-- begin Material for this task --
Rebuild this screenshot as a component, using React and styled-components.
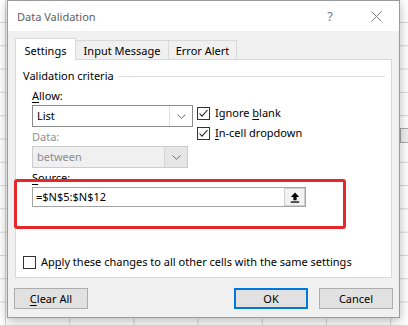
import React from "react";
import styled, { createGlobalStyle } from "styled-components";

const GlobalStyle = createGlobalStyle`
  html, body { margin: 0; padding: 0; }
  body {
    width: 408px;
    height: 326px;
    overflow: hidden;
    font-family: "Segoe UI", "Noto Sans", "Open Sans", sans-serif;
    font-size: 11px;
    color: #000;
    background-color: #fff;
    background-image:
      linear-gradient(to right, #d6d6d6 1px, transparent 1px),
      linear-gradient(to bottom, #d6d6d6 1px, transparent 1px);
    background-size: 64.2px 100%, 100% 23.3px;
    background-position: 5px 0, 0 22px;
  }
`;

const Sheet = styled.div`
  position: relative;
  width: 408px;
  height: 326px;
  padding-left: 7px;
  box-sizing: border-box;
`;

const CellDropdown = styled.div`
  position: absolute;
  left: 400px;
  top: 128px;
  width: 14px;
  height: 15px;
  box-sizing: border-box;
  border: 1px solid #a9a9a9;
  background: #f0f0f0;
`;

const Dialog = styled.div`
  position: relative;
  z-index: 1;
  width: 393px;
  box-sizing: border-box;
  border: 1px solid #9a9a9a;
  background: #f0f0f0;
  box-shadow: 0 3px 10px rgba(0, 0, 0, 0.28);
  display: flex;
  flex-direction: column;
`;

const TitleBar = styled.div`
  height: 30px;
  background: #fff;
  display: flex;
  align-items: center;
  padding-left: 9px;
`;

const Title = styled.div`
  flex: 1;
  color: #606060;
  font-size: 11px;
`;

const TitleButton = styled.div`
  width: 46px;
  height: 30px;
  display: flex;
  align-items: center;
  justify-content: center;
  color: #7a7a7a;
  font-size: 13px;
`;

const Body = styled.div`
  padding: 0 7px 8px 7px;
  display: flex;
  flex-direction: column;
`;

const TabRow = styled.div`
  margin-top: 7px;
  height: 21px;
  display: flex;
  align-items: flex-end;
`;

const Tab = styled.div`
  position: relative;
  z-index: ${(p) => (p.$active ? 2 : 0)};
  width: ${(p) => p.$w}px;
  height: ${(p) => (p.$active ? 22 : 19)}px;
  margin-bottom: ${(p) => (p.$active ? -1 : 0)}px;
  margin-left: ${(p) => (p.$first ? 0 : -1)}px;
  box-sizing: border-box;
  border: 1px solid #d9d9d9;
  border-bottom: none;
  background: ${(p) => (p.$active ? "#fff" : "#f0f0f0")};
  display: flex;
  justify-content: center;
  padding-top: ${(p) => (p.$active ? 4 : 2)}px;
  line-height: 15px;
`;

const Panel = styled.div`
  position: relative;
  width: 377px;
  height: 219px;
  box-sizing: border-box;
  border: 1px solid #d9d9d9;
  background: #fff;
  display: flex;
  flex-direction: column;
  padding: 8px 0 7px 7px;
`;

const Legend = styled.div`
  display: flex;
  align-items: center;
  height: 16px;
  line-height: 16px;
  gap: 5px;
`;

const LegendLine = styled.div`
  flex: 1;
  height: 1px;
  background: #dcdcdc;
  margin-right: 6px;
`;

const Criteria = styled.div`
  margin-left: 9px;
  margin-top: 3px;
  display: flex;
  flex-direction: column;
`;

const Row = styled.div`
  display: flex;
  align-items: flex-start;
`;

const Column = styled.div`
  display: flex;
  flex-direction: column;
`;

const FieldLabel = styled.div`
  height: 17px;
  line-height: 17px;
  color: ${(p) => (p.$disabled ? "#8f8f8f" : "#000")};
`;

const Key = styled.span`
  text-decoration: underline;
  text-underline-offset: 2px;
`;

const Combo = styled.div`
  width: ${(p) => p.$w}px;
  height: 22px;
  margin: 1px 0;
  box-sizing: border-box;
  border: 1px solid ${(p) => (p.$disabled ? "#cccccc" : "#8a8a8a")};
  background: ${(p) => (p.$disabled ? "#f0f0f0" : "#fff")};
  display: flex;
`;

const ComboText = styled.div`
  flex: 1;
  padding-left: 4px;
  line-height: 20px;
  color: ${(p) => (p.$disabled ? "#8d8d8d" : "#000")};
`;

const ComboButton = styled.div`
  width: 22px;
  border-left: 1px solid ${(p) => (p.$disabled ? "#d6d6d6" : "#e0e0e0")};
  background: ${(p) => (p.$disabled ? "#e6e6e6" : "#fff")};
  display: flex;
  align-items: center;
  justify-content: center;
`;

const CheckColumn = styled.div`
  margin-left: 4px;
  padding-top: 16px;
  display: flex;
  flex-direction: column;
`;

const CheckRow = styled.label`
  height: 20px;
  display: flex;
  align-items: center;
  gap: 5px;
  line-height: 16px;
`;

const Box = styled.span`
  width: 13px;
  height: 13px;
  box-sizing: border-box;
  border: 1px solid #333;
  background: #fff;
  display: flex;
  align-items: center;
  justify-content: center;
`;

const SourceInput = styled.div`
  width: 274px;
  height: 20px;
  margin-top: 1px;
  box-sizing: border-box;
  border: 1px solid #a3a3a3;
  background: #fff;
  display: flex;
`;

const SourceText = styled.div`
  flex: 1;
  padding-left: 3px;
  line-height: 18px;
`;

const RefButton = styled.div`
  width: 21px;
  box-sizing: border-box;
  border: 1px solid #d0d0d0;
  background: #f2f2f2;
  display: flex;
  align-items: center;
  justify-content: center;
`;

const ApplyRow = styled.label`
  margin-top: auto;
  height: 16px;
  display: flex;
  align-items: center;
  gap: 5px;
  line-height: 16px;
`;

const Highlight = styled.div`
  position: absolute;
  left: -2px;
  top: 119px;
  width: 332px;
  height: 50px;
  box-sizing: border-box;
  border: 3px solid #e5282c;
  border-radius: 3px;
  pointer-events: none;
`;

const ButtonRow = styled.div`
  margin: 10px -1px 0 -1px;
  display: flex;
  gap: 11px;
`;

const Spacer = styled.div`
  flex: 1;
`;

const Button = styled.button`
  width: 74px;
  height: 21px;
  box-sizing: border-box;
  border: ${(p) => (p.$primary ? "2px solid #0078d7" : "1px solid #adadad")};
  background: #e1e1e1;
  font-family: inherit;
  font-size: 11px;
  color: #000;
  padding: 0;
  line-height: 17px;
`;

const Check = () => (
  <svg width="11" height="11" viewBox="0 0 11 11">
    <polyline points="1.5,5.5 4,8.2 9.5,2" fill="none" stroke="#222" strokeWidth="1.1" />
  </svg>
);

const Chevron = () => (
  <svg width="9" height="5" viewBox="0 0 9 5">
    <polyline points="0.5,0.5 4.5,4.3 8.5,0.5" fill="none" stroke="#6d6d6d" strokeWidth="1" />
  </svg>
);

const CollapseIcon = () => (
  <svg width="10" height="11" viewBox="0 0 10 11">
    <path d="M5 0.5 L9.2 5 H6.6 V8.3 H3.4 V5 H0.8 Z" fill="#000" />
    <rect x="0.8" y="9.4" width="8.4" height="1.3" fill="#000" />
  </svg>
);

const CloseIcon = () => (
  <svg width="11" height="11" viewBox="0 0 11 11">
    <path d="M0.5 0.5 L10.5 10.5 M10.5 0.5 L0.5 10.5" stroke="#7a7a7a" strokeWidth="1" />
  </svg>
);

export default function App() {
  return (
    <>
      <GlobalStyle />
      <Sheet>
        <CellDropdown />
        <Dialog>
          <TitleBar>
            <Title>Data Validation</Title>
            <TitleButton>?</TitleButton>
            <TitleButton>
              <CloseIcon />
            </TitleButton>
          </TitleBar>
          <Body>
            <TabRow>
              <Tab $w={61} $first $active>Settings</Tab>
              <Tab $w={94}>Input Message</Tab>
              <Tab $w={69}>Error Alert</Tab>
            </TabRow>
            <Panel>
              <Legend>
                Validation criteria
                <LegendLine />
              </Legend>
              <Criteria>
                <Row>
                  <Column>
                    <FieldLabel>
                      <Key>A</Key>llow:
                    </FieldLabel>
                    <Combo $w={161}>
                      <ComboText>List</ComboText>
                      <ComboButton>
                        <Chevron />
                      </ComboButton>
                    </Combo>
                    <FieldLabel $disabled>Data:</FieldLabel>
                    <Combo $w={156} $disabled>
                      <ComboText $disabled>between</ComboText>
                      <ComboButton $disabled>
                        <Chevron />
                      </ComboButton>
                    </Combo>
                  </Column>
                  <CheckColumn>
                    <CheckRow>
                      <Box>
                        <Check />
                      </Box>
                      <span>
                        Ignore <Key>b</Key>lank
                      </span>
                    </CheckRow>
                    <CheckRow>
                      <Box>
                        <Check />
                      </Box>
                      <span>
                        <Key>I</Key>n-cell dropdown
                      </span>
                    </CheckRow>
                  </CheckColumn>
                </Row>
                <FieldLabel>
                  <Key>S</Key>ource:
                </FieldLabel>
                <SourceInput>
                  <SourceText>=$N$5:$N$12</SourceText>
                  <RefButton>
                    <CollapseIcon />
                  </RefButton>
                </SourceInput>
              </Criteria>
              <ApplyRow>
                <Box />
                <span>
                  Ap<Key>p</Key>ly these changes to all other cells with the same settings
                </span>
              </ApplyRow>
              <Highlight />
            </Panel>
            <ButtonRow>
              <Button>
                <Key>C</Key>lear All
              </Button>
              <Spacer />
              <Button $primary>OK</Button>
              <Button>Cancel</Button>
            </ButtonRow>
          </Body>
        </Dialog>
      </Sheet>
    </>
  );
}
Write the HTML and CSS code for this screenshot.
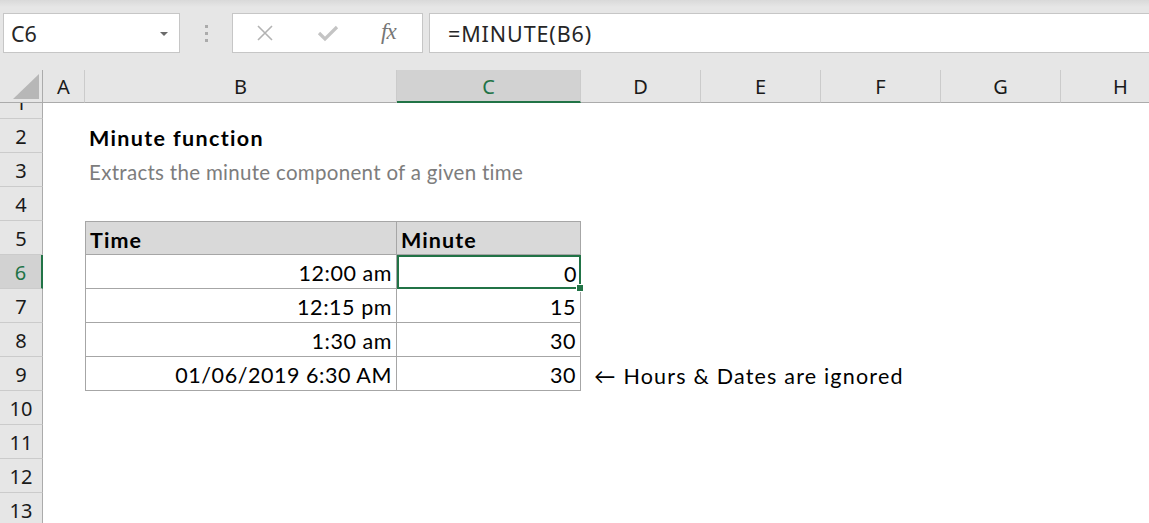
FILE: index.html
```html
<!DOCTYPE html>
<html>
<head>
<meta charset="utf-8">
<link rel="stylesheet" href="styles.css">
</head>
<body>
<div class="app">
  <div class="toolbar">
    <div class="namebox"><span class="ref">C6</span><span class="caret"></span></div>
    <div class="grip"><i></i><i></i><i></i></div>
    <div class="fxbox">
      <svg class="ico-x" width="18" height="18" viewBox="0 0 18 18"><path d="M2 2 L16 16 M16 2 L2 16" stroke="#b3b3b3" stroke-width="1.6" fill="none"/></svg>
      <svg class="ico-check" width="22" height="18" viewBox="0 0 22 18"><path d="M2 9 L8 15 L20 3" stroke="#c4c4c4" stroke-width="3.2" fill="none"/></svg>
      <span class="fx">fx</span>
    </div>
    <div class="formula">=MINUTE(B6)</div>
  </div>

  <div class="row head">
    <div class="corner"><div class="tri"></div></div>
    <div class="ch">A</div>
    <div class="ch">B</div>
    <div class="ch sel">C</div>
    <div class="ch">D</div>
    <div class="ch">E</div>
    <div class="ch">F</div>
    <div class="ch">G</div>
    <div class="ch">H</div>
  </div>

  <div class="row first"><div class="rh clip"><span>1</span></div></div>
  <div class="row"><div class="rh">2</div><div></div><div class="c title">Minute function</div></div>
  <div class="row"><div class="rh">3</div><div></div><div class="c sub">Extracts the minute component of a given time</div></div>
  <div class="row"><div class="rh">4</div></div>
  <div class="row"><div class="rh">5</div><div></div><div class="c t th tb top">Time</div><div class="c t th top">Minute</div></div>
  <div class="row"><div class="rh sel">6</div><div></div><div class="c t tb num">12:00 am</div><div class="c t num active">0<span class="handle"></span></div></div>
  <div class="row"><div class="rh">7</div><div></div><div class="c t tb num">12:15 pm</div><div class="c t num">15</div></div>
  <div class="row"><div class="rh">8</div><div></div><div class="c t tb num">1:30 am</div><div class="c t num">30</div></div>
  <div class="row"><div class="rh">9</div><div></div><div class="c t tb num">01/06/2019 6:30 AM</div><div class="c t num">30</div><div class="c note">← Hours &amp; Dates are ignored</div></div>
  <div class="row"><div class="rh">10</div></div>
  <div class="row"><div class="rh">11</div></div>
  <div class="row"><div class="rh">12</div></div>
  <div class="row"><div class="rh">13</div></div>
</div>
</body>
</html>
```

FILE: styles.css
```css
* { box-sizing: border-box; }
html, body { margin: 0; padding: 0; background: #ffffff; }
body { overflow: hidden; width: 1149px; height: 523px; }

.app {
  display: flex;
  flex-direction: column;
  width: 1149px;
  height: 523px;
  overflow: hidden;
  font-family: "Noto Sans", "Open Sans", sans-serif;
  color: #222;
}

/* ---------- toolbar ---------- */
.toolbar {
  height: 70px;
  flex: none;
  display: flex;
  align-items: flex-start;
  padding-top: 13px;
  background: linear-gradient(#d9d9d9 0px, #e6e6e6 7px, #e6e6e6 100%);
}
.namebox {
  margin-left: 3px;
  width: 177px;
  height: 40px;
  background: #fff;
  border: 1px solid #c6c6c6;
  display: flex;
  align-items: center;
  justify-content: space-between;
  padding: 0 11px 0 7px;
  font-size: 21.5px;
  color: #262626;
}
.caret {
  width: 0; height: 0;
  border-left: 4px solid transparent;
  border-right: 4px solid transparent;
  border-top: 4px solid #6b6b6b;
  margin-top: 1px;
}
.grip {
  width: 52px;
  height: 40px;
  display: flex;
  flex-direction: column;
  align-items: center;
  justify-content: center;
  gap: 4px;
}
.grip i { display: block; width: 3px; height: 3px; background: #ababab; }
.fxbox {
  width: 191px;
  height: 40px;
  background: #fff;
  border: 1px solid #c6c6c6;
  display: flex;
  align-items: center;
  padding-left: 23px;
}
.ico-x { margin-right: 43px; }
.ico-check { margin-right: 42px; }
.fx {
  font-family: "Liberation Serif", "DejaVu Serif", serif;
  font-style: italic;
  font-size: 23px;
  color: #767676;
  letter-spacing: -1px;
  margin-top: -3px;
}
.formula {
  margin-left: 6px;
  flex: 1;
  height: 40px;
  background: #fff;
  border: 1px solid #c6c6c6;
  border-right: none;
  display: flex;
  align-items: center;
  padding-left: 18px;
  font-size: 21.5px;
  letter-spacing: 0.9px;
  color: #262626;
}

/* ---------- sheet ---------- */
.row {
  display: grid;
  grid-template-columns: 43px 42px 312px 184px repeat(5, 120px);
  height: 34px;
  flex: none;
}
.row.head { height: 33px; }
.row.first { height: 16px; }

.corner {
  background: #e6e6e6;
  border-right: 1px solid #ababab;
  border-bottom: 1px solid #ababab;
  display: flex;
  justify-content: flex-end;
  align-items: flex-end;
  padding: 0 3px 3px 0;
}
.tri {
  width: 26px;
  height: 25px;
  background: #b7b7b7;
  clip-path: polygon(100% 0, 100% 100%, 0 100%);
}
.ch {
  background: #e6e6e6;
  border-right: 1px solid #cbcbcb;
  border-bottom: 1px solid #ababab;
  display: flex;
  align-items: center;
  justify-content: center;
  font-size: 20px;
  color: #1a1a1a;
  padding-top: 1px;
}
.ch.sel {
  background: #d2d2d2;
  color: #217346;
  border-bottom: 2px solid #217346;
}
.rh {
  background: #e6e6e6;
  border-right: 1px solid #ababab;
  border-bottom: 1px solid #cbcbcb;
  display: flex;
  align-items: center;
  justify-content: center;
  font-size: 20px;
  color: #1a1a1a;
  padding-top: 2px;
}
.rh.sel {
  background: #d2d2d2;
  color: #217346;
  border-right: 2px solid #217346;
}
.rh.clip {
  overflow: hidden;
  align-items: flex-end;
  padding-top: 0;
}
.rh.clip span { display: block; line-height: 34px; height: 34px; padding-top: 2px; }

/* ---------- cells ---------- */
.c {
  font-family: "Lato", "Liberation Sans", sans-serif;
  font-size: 21.5px;
  letter-spacing: 0.55px;
  color: #000;
  display: flex;
  align-items: center;
  padding: 3px 4px 0 4px;
  white-space: nowrap;
}
.title { font-weight: 700; letter-spacing: 1.35px; }
.sub { color: #7d7d7d; font-size: 20.5px; letter-spacing: 0.3px; }
.t {
  border-right: 1px solid #a6a6a6;
  border-bottom: 1px solid #a6a6a6;
}
.tb { border-left: 1px solid #a6a6a6; }
.top { border-top: 1px solid #a6a6a6; }
.th { background: #d9d9d9; font-weight: 700; letter-spacing: 1.1px; }
.num { justify-content: flex-end; padding-right: 4px; }
.active {
  position: relative;
  border: 2px solid #217346;
  padding-right: 2px;
}
.handle {
  position: absolute;
  right: -5px;
  bottom: -5px;
  width: 8px;
  height: 8px;
  background: #217346;
  border: 1px solid #fff;
}
.note { padding-left: 13px; overflow: visible; letter-spacing: 1.2px; }
```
-- end Material for this task --
**Given problem**:
Looking at the records above, count the lines where the word "React" appears. State only the number.

**Output below**:
2